When the Japanese established their rule in Taiwan, they set about the task of transforming the face of the city. Architecture had a political and social function. The Japanese constructed edifices that symbolised modernity, power, and efficiency. Their architecture reflected the Japanese desire to emulate the West, its technology, institutions, and way of life. As I mentioned in a previous post, Western-style buildings also had an important psychological function: They showed that Japan was equal to the West. Western-style buildings were to the Japanese what skyscrapers are to us nowadays – symbols of power, technological and social progress, and of status in the global community.
|The Judicial Yuan (司法院), completed in 1934|
Upon their capture of Taipei the Japanese found a city built according to traditional Chinese patterns. There were gates, city walls, yamens (offices of imperial administrators), temples, and so on. While in some areas this kind of buildings remained untouched, in other areas, especially in the government district, the Japanese tore most of them down and created an entirely new colonial capital.
An example of this urban restructuring was the High Court. Nowadays, this is the seat of the Judicial Yuan (司法院). It is located right next to the Office of the President, and opposite Jieshou Park.
Until the 1920s, instead of the High Court you would have seen a completely different type of construction: the Temple of the Chinese God of War, Guangong. Nowadays few people realise that prior to the Japanese colonial era a great part of the government district was full of Qing Dynasty buildings. Where the Office of the President now stands, there was an ancestral hall (宗祠); Taipei First Girls High School was a Temple of Confucius (文廟); National Taiwan Museum was a Tianhou Temple (天后宮); Zhongshan Hall was the seat of the Qing Taiwan Provincial Yamen (布政使司) etc. (see Zhuang Yongming: Old Taipei Streets [莊永明: 台北古街]. Taipei 2012, p. 2).
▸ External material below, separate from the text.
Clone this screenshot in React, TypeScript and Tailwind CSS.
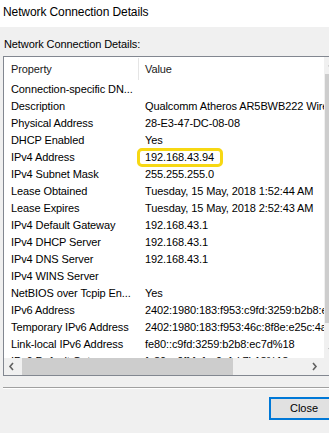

The Temple of Guangong was demolished by the Japanese in 1929, and the new building was completed in 1934. The structure was designed by Japanese architect Ide Kaoru (1879-1944), who also designed other famous landmarks of Taipei, such as National Taiwan University and Zhongshan Hall. The High Court was built with reinforced concrete bricks, a new technique that had already been used for the Office of the governor-general. The style of the construction is a singular mix of Byzantine, Arabic, and Renaissance elements. Remarkable is the octagonal tower, a feature of Japanese imperial architecture. After its completion, the High Court was, along with the Office of the govenor-general, one of the tallest buildings in Taipei, a sort of skyscraper of that time (note).